__Task directions__. List, from the lines below, each one with "React" in it.

__Data__.
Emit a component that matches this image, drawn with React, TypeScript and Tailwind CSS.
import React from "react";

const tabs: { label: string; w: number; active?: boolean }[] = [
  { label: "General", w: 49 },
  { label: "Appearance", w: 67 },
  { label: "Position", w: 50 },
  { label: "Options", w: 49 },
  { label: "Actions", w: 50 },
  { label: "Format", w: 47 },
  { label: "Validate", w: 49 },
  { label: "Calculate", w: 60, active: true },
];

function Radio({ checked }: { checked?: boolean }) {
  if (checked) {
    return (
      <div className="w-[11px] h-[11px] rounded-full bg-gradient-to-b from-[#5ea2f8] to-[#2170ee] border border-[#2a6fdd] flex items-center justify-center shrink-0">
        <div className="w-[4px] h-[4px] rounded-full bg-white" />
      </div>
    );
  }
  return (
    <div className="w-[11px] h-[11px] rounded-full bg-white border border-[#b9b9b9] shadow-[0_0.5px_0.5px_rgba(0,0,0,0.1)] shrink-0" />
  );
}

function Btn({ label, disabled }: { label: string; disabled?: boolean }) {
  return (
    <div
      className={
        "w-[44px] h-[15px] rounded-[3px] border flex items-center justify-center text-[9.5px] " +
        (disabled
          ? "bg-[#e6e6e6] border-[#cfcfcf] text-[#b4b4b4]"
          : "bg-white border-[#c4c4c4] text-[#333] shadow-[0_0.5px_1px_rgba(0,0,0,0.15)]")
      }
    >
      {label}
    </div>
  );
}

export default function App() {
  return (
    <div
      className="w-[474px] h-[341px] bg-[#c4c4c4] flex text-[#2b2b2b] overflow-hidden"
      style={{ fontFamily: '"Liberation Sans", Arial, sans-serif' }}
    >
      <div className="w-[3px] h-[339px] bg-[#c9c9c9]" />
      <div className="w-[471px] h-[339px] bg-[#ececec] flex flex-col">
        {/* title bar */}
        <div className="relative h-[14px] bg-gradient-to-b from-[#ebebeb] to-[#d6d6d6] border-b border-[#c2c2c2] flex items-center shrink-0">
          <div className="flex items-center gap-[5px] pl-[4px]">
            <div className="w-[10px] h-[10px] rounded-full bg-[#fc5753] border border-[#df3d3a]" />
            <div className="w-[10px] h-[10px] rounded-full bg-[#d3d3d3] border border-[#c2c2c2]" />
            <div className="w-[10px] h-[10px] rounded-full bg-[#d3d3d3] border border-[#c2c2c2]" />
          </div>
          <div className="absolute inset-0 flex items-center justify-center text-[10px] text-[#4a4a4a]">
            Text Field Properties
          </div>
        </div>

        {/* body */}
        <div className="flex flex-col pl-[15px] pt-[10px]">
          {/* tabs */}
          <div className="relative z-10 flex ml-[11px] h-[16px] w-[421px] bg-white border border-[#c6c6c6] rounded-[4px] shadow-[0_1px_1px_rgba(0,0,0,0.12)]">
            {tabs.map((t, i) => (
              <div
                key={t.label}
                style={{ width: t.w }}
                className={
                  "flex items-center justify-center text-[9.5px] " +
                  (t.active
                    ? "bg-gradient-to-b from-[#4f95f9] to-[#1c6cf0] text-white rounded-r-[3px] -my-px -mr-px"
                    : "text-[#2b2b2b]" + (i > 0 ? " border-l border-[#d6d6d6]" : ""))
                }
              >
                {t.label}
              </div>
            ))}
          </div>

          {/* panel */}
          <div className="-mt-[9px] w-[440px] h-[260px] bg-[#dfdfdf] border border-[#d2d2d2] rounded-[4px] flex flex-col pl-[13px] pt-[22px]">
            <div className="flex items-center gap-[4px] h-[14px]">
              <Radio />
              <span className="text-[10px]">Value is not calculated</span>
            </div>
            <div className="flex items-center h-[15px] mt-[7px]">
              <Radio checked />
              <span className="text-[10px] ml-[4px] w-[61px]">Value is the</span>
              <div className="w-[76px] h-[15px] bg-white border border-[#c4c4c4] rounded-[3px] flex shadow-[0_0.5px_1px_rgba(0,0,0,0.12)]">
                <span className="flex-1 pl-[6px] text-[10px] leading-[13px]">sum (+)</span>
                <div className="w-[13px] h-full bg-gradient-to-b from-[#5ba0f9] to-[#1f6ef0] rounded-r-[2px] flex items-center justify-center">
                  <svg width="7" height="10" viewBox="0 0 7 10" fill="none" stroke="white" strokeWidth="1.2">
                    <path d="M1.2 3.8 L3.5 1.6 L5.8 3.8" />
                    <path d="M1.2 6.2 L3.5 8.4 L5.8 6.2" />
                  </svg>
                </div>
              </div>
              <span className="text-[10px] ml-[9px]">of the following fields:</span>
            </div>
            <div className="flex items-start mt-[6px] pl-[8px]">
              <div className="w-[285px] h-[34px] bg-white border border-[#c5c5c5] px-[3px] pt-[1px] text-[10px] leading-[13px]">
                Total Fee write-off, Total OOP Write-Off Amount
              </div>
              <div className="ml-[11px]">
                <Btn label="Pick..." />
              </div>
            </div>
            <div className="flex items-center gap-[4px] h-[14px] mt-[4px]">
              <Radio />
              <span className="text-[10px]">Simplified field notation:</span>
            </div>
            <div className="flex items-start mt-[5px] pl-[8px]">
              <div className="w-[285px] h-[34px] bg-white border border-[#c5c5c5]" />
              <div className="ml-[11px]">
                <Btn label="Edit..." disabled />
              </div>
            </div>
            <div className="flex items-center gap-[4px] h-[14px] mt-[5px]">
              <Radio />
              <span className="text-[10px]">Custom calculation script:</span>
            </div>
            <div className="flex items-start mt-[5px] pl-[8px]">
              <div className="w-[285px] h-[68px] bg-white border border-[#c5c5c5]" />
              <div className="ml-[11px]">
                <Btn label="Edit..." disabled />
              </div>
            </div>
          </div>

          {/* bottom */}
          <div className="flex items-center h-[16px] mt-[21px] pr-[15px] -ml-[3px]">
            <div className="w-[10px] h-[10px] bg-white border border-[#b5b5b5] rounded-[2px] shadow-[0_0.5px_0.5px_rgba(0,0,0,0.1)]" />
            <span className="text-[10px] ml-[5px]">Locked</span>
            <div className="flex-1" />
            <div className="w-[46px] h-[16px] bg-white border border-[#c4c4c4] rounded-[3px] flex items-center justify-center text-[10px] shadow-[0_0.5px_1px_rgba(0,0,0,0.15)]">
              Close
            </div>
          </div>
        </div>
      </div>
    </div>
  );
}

--

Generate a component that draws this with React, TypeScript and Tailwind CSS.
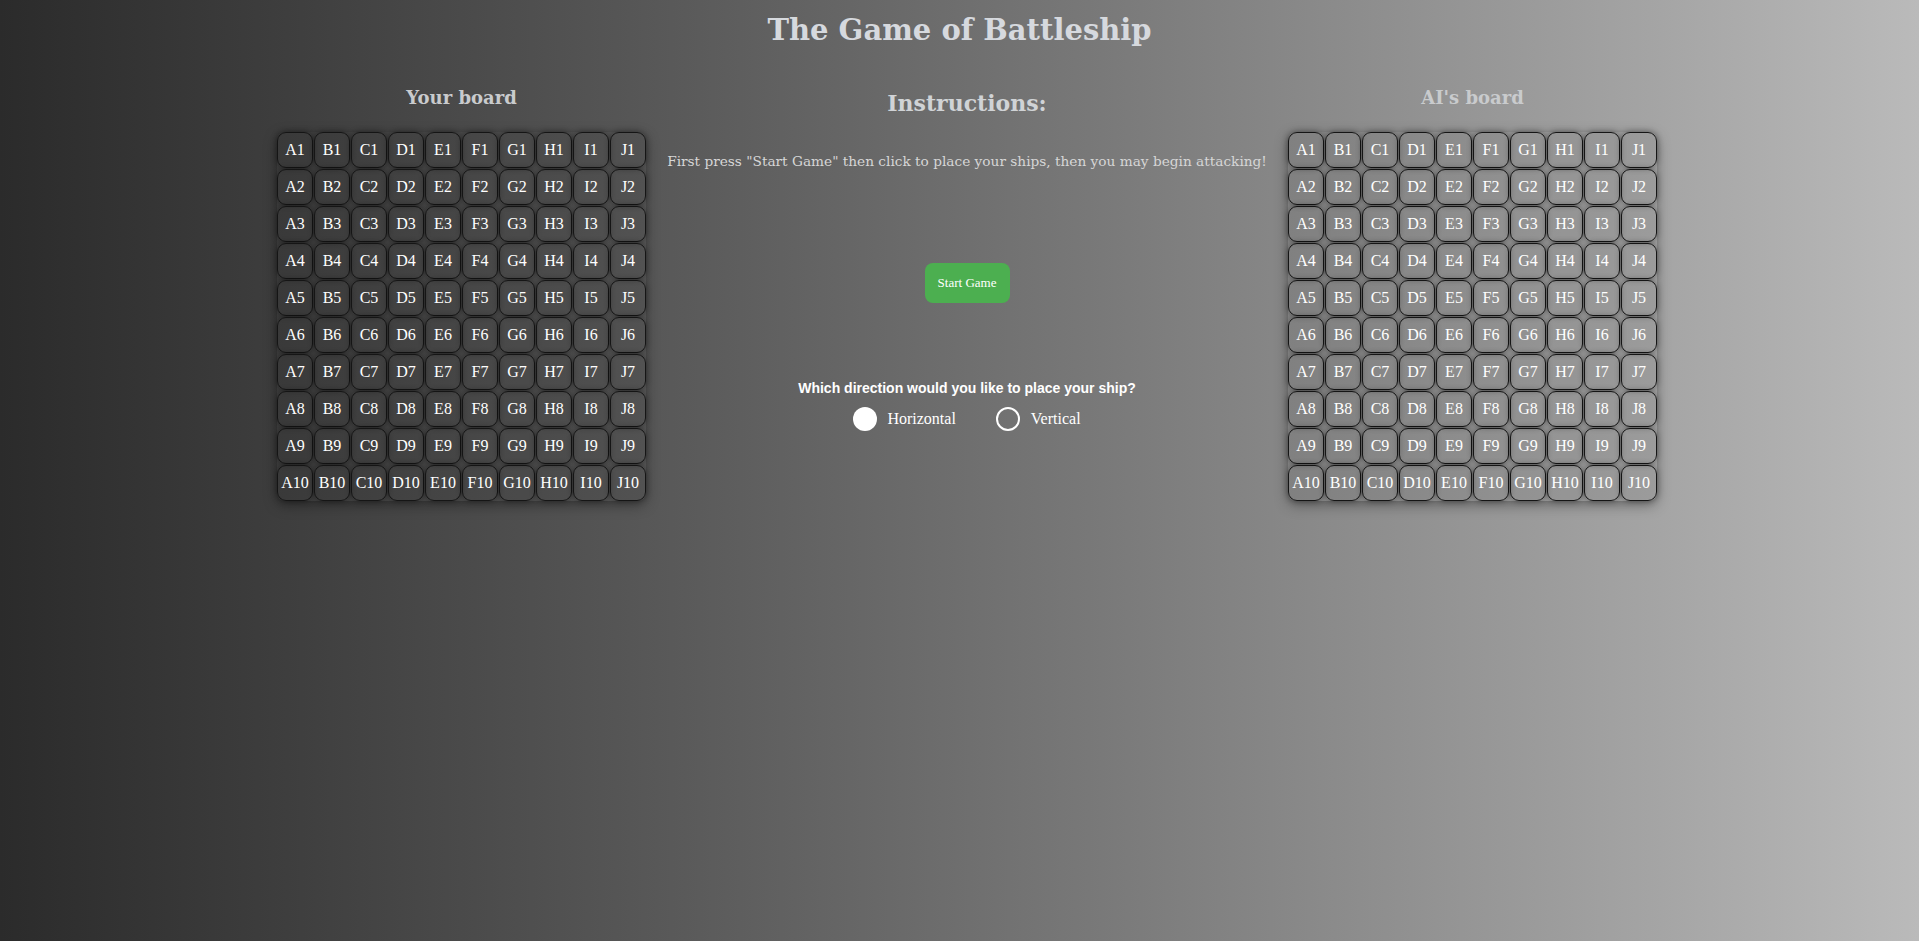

__Correct response__.
Emit a component that matches this image, drawn with React, TypeScript and Tailwind CSS.
import React from "react";
Generate a component that draws this with React, TypeScript and Tailwind CSS.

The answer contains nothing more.